Melanie knows when Wilford is most likely to make a move on Snowpiercer, and it’s while she’s gone. She’s careful to warn Layton of that, and give him good advice on taking Ruth into the fold as a confidant because of her straight-shooting mentality. She warns Alex to be wary of Wilford, as well, with full knowledge of his mind games and tendency to abuse others out of boredom rather than any pressing reason. Wilford’s interest in Icy Bob doesn’t seem to bode well for Melanie, or for Snowpiercer, though he’s still a work in progress. The Headwoods are busy sharpening the point of the spear for Wilford, even as they seem to be rooting for Melanie’s mission to succeed (or are just looking for something new to turn their attention to when not doing mad science).

Then again, Wilford needs Snowpiercer for more than just the egotistic reasons he suggests as he calls it “my train” over and over.

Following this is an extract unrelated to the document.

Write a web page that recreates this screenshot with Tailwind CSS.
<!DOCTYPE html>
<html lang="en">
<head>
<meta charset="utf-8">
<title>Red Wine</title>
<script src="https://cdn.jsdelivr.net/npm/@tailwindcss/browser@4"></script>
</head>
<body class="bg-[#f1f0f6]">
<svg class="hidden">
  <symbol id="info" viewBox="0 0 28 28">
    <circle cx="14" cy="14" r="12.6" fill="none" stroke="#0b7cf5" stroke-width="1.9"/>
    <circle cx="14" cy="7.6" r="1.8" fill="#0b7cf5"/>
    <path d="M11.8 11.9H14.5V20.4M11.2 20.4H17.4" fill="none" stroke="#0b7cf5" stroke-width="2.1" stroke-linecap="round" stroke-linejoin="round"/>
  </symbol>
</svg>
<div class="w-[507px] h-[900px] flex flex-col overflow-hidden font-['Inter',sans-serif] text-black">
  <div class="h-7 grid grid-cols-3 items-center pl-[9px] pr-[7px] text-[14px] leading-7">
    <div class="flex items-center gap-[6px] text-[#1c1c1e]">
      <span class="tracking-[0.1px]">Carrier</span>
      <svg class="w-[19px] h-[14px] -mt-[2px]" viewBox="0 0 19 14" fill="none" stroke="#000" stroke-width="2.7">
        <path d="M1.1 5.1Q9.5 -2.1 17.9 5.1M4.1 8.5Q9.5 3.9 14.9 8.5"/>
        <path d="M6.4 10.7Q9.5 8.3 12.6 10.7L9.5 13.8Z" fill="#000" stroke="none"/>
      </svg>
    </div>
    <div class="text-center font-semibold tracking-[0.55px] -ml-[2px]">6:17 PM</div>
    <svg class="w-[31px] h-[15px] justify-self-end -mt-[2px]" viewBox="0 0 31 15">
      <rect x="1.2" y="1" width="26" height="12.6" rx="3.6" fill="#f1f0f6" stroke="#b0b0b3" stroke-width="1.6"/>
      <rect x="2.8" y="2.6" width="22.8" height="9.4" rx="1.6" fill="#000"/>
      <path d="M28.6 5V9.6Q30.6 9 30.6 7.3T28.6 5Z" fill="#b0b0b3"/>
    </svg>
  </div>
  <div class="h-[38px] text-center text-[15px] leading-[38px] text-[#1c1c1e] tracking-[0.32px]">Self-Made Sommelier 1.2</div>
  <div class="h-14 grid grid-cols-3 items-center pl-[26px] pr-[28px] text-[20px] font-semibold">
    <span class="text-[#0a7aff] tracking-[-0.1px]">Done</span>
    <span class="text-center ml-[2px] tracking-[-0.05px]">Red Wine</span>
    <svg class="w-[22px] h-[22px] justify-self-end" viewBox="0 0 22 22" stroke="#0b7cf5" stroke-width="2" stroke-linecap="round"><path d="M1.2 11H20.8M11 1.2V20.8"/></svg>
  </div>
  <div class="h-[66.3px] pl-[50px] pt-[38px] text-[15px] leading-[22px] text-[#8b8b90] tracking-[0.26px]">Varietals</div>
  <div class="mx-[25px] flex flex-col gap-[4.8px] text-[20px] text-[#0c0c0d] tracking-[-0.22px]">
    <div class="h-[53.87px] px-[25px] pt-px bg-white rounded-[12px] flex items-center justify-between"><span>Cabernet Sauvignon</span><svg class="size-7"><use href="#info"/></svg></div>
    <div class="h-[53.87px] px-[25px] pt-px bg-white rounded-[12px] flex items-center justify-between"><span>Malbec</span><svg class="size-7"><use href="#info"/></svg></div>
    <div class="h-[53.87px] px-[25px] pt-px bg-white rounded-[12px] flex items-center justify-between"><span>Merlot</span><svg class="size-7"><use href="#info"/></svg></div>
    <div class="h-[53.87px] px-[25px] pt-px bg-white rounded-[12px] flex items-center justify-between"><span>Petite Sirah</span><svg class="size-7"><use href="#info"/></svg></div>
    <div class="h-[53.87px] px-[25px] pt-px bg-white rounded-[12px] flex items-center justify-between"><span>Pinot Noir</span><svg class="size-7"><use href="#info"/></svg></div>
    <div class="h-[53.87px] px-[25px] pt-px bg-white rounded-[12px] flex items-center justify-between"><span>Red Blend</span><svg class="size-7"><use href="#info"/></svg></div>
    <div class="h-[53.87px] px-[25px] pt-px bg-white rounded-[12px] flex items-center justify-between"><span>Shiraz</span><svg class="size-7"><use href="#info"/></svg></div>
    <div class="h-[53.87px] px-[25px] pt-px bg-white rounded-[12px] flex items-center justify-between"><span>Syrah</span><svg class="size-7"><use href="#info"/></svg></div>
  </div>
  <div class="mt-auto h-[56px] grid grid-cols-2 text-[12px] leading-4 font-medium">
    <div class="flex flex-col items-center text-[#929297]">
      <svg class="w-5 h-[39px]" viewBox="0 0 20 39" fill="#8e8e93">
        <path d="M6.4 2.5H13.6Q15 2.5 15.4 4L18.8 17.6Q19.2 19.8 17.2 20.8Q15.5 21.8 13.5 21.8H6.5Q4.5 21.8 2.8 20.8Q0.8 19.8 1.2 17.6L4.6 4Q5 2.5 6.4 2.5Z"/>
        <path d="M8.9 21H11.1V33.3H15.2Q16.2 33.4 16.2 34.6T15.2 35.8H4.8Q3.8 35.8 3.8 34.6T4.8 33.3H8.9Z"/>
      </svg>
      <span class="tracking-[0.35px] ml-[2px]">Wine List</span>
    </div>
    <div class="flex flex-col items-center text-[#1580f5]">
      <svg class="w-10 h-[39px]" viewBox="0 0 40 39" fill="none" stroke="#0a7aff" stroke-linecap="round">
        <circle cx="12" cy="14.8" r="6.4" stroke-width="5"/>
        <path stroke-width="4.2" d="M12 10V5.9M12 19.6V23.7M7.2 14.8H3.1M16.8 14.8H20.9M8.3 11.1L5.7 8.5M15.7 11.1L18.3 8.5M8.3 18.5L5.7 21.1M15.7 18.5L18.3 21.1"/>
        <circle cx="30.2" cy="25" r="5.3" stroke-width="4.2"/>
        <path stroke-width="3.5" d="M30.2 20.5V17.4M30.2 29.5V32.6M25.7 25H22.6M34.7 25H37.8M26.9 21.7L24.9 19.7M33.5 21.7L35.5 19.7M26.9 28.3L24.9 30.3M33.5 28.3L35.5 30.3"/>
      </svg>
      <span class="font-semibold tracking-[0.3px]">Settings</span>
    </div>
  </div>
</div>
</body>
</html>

From the brief reveals of the cold open, Big Alice’s crew seem tired, hungry, and most importantly, over Wilford’s big talk—you can’t fill a belly with deft wordplay and rousing speeches—while the breechmen on Snowpiercer remain true believers simply because they haven’t had to deal with Wilford all this time. A change in leadership on the big train would benefit Big Alice immensely, so while Wilford’s crew is smaller, they’re motivated because the alternative is canned meat and the rages of a despot.